(What is asked): Identify each line below containing the string "this" and copy it.

(Dataset extract):
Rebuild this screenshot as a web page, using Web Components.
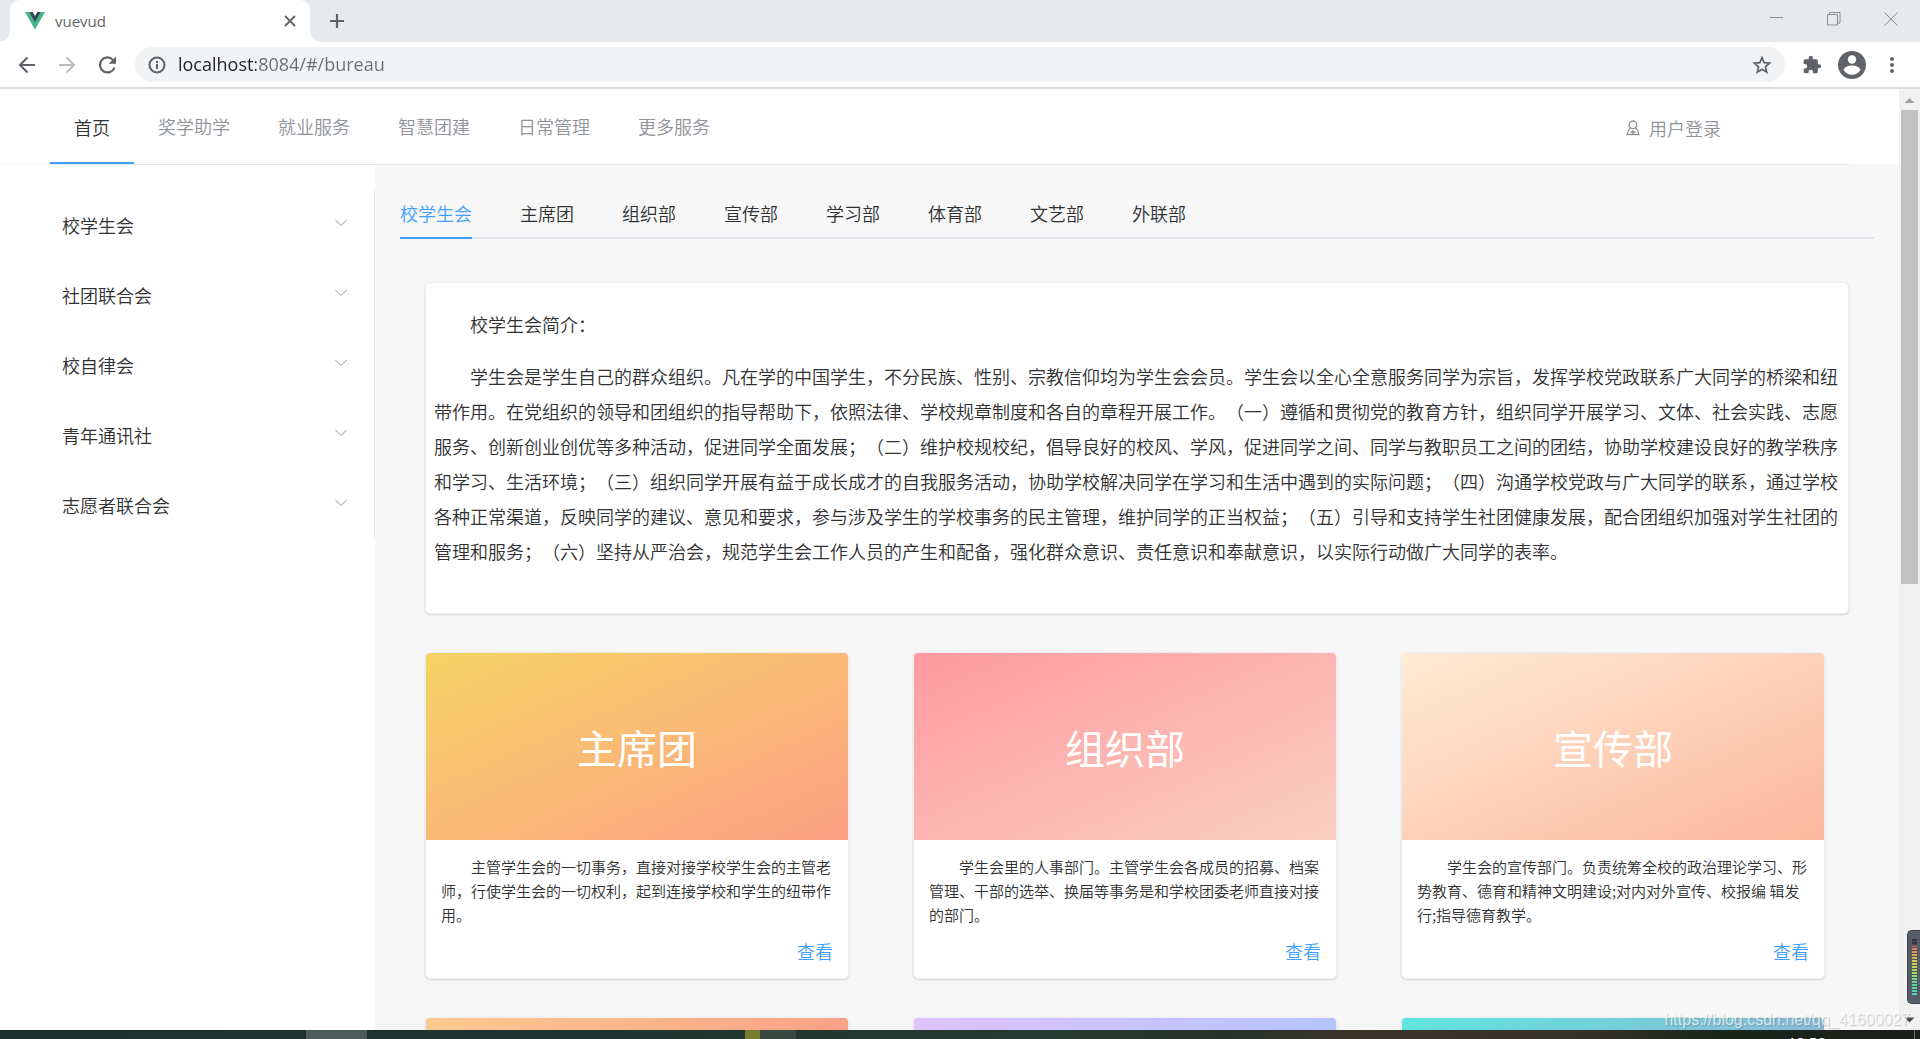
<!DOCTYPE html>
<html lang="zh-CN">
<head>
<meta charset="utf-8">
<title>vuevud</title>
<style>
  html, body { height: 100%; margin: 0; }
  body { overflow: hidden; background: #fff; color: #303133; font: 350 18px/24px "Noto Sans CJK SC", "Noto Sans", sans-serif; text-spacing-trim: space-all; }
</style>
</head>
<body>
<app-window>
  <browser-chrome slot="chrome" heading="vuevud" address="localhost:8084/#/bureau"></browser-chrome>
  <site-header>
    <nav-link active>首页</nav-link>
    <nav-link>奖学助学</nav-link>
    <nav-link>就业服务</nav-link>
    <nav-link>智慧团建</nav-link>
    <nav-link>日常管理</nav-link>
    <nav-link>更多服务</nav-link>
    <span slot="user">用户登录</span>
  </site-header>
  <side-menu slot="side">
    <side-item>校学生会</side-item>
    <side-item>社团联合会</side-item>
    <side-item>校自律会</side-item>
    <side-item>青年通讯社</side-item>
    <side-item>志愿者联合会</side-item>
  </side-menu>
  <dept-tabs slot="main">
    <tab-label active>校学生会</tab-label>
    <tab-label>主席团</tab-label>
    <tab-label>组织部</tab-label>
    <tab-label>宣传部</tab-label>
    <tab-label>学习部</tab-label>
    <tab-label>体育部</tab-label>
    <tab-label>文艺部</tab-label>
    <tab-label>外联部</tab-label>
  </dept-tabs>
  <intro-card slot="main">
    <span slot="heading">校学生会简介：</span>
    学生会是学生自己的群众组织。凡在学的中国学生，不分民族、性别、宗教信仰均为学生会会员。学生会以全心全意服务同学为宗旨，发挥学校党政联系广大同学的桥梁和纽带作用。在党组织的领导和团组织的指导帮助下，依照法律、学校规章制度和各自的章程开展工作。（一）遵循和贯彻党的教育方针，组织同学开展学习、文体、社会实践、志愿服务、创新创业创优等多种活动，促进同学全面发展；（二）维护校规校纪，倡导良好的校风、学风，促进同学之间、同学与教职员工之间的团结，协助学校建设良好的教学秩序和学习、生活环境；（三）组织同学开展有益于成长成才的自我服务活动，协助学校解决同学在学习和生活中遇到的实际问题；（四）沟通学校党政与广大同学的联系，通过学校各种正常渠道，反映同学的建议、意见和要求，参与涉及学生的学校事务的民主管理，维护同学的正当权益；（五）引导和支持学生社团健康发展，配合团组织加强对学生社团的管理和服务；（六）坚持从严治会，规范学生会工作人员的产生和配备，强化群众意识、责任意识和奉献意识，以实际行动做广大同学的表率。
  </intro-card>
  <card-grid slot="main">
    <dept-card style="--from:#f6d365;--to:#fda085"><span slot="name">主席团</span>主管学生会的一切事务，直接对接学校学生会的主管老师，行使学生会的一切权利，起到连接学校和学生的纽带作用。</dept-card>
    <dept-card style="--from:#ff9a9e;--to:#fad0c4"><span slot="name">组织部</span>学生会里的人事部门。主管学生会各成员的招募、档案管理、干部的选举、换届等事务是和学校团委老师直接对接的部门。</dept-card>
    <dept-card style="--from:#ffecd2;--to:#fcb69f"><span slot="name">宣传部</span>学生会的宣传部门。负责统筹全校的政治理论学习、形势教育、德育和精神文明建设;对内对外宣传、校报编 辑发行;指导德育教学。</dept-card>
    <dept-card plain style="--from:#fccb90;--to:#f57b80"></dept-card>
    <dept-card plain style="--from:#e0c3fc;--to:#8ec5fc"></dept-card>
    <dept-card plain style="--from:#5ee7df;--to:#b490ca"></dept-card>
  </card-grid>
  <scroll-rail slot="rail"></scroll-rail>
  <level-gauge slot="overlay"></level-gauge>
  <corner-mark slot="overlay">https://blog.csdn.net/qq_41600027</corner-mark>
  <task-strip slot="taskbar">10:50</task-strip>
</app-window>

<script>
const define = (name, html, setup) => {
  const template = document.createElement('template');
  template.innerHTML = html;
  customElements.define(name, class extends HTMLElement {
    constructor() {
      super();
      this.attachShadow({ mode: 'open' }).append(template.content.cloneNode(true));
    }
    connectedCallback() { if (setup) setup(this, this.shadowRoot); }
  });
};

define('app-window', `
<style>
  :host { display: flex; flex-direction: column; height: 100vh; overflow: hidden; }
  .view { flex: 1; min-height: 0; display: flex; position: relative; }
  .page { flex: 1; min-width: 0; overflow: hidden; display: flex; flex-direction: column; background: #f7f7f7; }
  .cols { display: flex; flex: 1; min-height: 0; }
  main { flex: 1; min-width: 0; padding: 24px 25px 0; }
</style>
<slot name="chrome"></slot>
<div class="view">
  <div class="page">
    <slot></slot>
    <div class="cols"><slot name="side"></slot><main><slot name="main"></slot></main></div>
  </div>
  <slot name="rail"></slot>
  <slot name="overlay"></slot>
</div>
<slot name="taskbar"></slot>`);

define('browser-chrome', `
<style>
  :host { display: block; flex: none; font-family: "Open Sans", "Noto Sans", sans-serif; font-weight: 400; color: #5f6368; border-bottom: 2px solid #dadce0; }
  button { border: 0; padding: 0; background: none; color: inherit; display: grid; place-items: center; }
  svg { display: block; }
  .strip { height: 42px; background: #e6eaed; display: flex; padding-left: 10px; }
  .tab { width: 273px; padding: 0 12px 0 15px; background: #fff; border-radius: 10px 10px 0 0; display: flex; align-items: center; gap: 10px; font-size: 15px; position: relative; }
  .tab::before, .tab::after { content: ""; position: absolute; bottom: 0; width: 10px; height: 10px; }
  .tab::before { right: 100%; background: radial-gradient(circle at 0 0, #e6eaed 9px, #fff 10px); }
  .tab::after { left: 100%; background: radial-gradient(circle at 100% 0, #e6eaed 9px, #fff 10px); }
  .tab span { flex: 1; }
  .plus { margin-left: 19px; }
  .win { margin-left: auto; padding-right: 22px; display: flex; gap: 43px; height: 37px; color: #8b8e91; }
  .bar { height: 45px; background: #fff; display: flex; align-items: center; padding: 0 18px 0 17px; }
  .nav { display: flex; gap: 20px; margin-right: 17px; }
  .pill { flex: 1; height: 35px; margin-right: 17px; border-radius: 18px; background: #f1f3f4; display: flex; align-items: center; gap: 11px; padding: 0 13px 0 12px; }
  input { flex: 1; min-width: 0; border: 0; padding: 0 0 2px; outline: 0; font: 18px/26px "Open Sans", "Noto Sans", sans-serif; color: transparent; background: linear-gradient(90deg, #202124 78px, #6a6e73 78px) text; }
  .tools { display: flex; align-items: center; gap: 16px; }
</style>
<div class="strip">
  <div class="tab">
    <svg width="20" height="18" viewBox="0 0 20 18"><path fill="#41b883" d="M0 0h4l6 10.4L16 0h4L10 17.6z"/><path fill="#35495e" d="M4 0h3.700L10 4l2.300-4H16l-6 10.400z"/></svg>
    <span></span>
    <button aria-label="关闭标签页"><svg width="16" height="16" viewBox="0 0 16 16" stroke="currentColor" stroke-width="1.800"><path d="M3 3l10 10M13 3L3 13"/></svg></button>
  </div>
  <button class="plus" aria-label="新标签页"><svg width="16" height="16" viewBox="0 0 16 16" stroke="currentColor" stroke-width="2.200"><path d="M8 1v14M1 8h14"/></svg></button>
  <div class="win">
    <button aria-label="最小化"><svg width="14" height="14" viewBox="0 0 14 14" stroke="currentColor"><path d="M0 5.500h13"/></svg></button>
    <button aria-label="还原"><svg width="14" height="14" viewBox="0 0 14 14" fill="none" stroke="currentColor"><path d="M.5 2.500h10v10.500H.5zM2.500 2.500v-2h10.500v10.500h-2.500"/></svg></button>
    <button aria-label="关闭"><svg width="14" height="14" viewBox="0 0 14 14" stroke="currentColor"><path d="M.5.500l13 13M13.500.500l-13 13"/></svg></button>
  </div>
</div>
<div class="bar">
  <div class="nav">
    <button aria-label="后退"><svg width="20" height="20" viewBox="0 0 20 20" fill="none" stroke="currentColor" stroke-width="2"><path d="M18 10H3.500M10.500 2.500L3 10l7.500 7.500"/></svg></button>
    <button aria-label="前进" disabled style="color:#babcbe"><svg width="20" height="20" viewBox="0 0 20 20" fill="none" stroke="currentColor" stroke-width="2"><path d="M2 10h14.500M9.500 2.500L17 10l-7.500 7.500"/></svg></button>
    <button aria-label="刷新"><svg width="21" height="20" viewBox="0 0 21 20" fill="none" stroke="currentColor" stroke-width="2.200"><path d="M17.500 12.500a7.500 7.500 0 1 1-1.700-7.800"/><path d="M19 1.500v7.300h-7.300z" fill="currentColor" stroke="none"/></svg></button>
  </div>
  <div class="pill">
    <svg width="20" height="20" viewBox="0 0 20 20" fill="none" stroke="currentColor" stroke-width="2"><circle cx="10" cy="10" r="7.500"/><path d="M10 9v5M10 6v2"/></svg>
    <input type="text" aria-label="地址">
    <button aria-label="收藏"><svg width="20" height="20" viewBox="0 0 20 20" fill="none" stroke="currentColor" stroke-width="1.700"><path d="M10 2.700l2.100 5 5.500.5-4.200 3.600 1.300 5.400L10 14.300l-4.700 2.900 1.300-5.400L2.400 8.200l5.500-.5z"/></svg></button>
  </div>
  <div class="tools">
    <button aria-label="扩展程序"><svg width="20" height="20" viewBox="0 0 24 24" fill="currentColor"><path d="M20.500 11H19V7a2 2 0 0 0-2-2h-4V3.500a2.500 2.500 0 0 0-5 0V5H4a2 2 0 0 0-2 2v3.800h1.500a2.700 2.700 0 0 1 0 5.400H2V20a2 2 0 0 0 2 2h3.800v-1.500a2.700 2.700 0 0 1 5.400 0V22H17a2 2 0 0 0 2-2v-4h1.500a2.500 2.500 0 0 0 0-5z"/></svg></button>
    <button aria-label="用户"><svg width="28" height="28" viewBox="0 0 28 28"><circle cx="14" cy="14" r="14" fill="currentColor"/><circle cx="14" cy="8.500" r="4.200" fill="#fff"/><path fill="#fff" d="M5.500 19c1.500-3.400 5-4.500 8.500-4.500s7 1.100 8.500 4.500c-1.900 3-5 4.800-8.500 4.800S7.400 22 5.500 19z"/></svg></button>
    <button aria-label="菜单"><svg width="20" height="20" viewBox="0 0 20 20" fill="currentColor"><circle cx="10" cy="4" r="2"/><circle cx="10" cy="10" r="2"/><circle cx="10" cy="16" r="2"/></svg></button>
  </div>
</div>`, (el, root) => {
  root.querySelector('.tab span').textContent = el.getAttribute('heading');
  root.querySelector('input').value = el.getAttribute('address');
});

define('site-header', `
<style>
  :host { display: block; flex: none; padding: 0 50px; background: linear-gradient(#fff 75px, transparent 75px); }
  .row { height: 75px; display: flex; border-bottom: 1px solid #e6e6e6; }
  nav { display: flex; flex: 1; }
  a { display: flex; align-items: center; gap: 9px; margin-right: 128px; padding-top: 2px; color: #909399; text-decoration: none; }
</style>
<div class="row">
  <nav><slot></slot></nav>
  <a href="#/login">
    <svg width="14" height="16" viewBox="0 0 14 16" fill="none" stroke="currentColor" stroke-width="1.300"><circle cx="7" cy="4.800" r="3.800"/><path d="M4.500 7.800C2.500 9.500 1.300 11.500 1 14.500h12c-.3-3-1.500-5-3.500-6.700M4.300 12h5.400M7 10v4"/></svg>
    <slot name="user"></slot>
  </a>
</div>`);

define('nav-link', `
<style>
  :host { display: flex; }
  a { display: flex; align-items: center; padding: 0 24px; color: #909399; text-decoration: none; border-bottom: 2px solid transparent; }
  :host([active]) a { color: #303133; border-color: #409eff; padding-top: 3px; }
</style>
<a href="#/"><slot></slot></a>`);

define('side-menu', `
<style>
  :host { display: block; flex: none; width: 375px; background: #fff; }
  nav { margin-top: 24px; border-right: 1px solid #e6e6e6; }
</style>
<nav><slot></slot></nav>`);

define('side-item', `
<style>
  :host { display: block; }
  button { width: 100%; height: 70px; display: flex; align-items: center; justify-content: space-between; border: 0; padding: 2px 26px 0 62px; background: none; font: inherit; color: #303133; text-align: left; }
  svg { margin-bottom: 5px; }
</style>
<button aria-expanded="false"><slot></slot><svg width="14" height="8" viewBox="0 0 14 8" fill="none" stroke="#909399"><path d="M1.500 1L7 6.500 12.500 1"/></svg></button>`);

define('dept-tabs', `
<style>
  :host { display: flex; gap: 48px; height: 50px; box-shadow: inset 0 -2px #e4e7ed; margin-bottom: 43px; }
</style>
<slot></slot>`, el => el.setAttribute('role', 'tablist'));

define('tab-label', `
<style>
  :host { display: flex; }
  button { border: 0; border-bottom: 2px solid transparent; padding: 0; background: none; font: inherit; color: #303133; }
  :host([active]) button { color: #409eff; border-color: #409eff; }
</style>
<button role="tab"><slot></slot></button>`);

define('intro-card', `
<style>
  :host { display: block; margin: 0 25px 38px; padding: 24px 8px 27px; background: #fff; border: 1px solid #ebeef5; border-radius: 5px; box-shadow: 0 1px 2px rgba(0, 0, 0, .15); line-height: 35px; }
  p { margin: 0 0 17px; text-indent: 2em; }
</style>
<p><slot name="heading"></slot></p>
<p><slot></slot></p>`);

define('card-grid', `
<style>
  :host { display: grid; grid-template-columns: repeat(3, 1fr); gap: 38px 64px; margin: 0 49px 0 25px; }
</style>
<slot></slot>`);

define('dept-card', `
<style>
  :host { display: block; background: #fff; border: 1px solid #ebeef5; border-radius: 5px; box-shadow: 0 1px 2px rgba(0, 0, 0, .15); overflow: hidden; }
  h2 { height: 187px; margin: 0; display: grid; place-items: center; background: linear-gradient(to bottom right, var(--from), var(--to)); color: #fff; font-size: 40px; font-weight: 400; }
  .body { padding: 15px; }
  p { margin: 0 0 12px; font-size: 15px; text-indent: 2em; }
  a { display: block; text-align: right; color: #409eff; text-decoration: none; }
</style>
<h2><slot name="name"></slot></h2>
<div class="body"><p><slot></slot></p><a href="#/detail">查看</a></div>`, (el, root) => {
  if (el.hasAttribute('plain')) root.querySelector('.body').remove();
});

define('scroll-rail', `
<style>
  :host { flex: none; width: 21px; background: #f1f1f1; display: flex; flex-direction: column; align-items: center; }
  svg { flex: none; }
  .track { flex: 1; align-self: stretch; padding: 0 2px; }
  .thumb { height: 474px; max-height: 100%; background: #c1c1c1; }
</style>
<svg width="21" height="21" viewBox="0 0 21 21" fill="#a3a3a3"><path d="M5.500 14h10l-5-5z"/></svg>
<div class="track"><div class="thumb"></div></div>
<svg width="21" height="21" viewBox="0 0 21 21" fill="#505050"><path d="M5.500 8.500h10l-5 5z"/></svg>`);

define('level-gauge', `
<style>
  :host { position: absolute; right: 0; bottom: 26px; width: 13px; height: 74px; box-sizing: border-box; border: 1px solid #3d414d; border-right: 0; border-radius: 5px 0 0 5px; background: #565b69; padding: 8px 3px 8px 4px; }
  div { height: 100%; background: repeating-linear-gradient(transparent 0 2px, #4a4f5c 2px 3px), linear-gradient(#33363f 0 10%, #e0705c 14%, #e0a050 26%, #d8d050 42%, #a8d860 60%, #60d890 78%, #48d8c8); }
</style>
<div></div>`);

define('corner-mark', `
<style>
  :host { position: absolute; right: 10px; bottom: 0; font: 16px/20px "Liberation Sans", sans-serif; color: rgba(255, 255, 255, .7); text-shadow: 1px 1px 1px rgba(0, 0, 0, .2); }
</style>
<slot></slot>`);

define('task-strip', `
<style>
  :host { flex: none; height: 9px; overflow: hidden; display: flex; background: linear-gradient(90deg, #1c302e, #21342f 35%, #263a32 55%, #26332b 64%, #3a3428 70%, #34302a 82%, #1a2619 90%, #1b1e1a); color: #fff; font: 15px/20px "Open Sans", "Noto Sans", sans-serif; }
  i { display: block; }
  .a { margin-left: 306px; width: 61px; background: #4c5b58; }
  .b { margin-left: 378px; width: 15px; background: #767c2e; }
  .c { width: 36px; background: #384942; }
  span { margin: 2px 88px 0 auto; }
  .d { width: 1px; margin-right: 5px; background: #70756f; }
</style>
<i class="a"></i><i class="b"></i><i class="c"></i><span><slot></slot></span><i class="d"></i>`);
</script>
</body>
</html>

(Reply to the task):
Rebuild this screenshot as a web page, using Web Components.
      this.attachShadow({ mode: 'open' }).append(template.content.cloneNode(true));
    connectedCallback() { if (setup) setup(this, this.shadowRoot); }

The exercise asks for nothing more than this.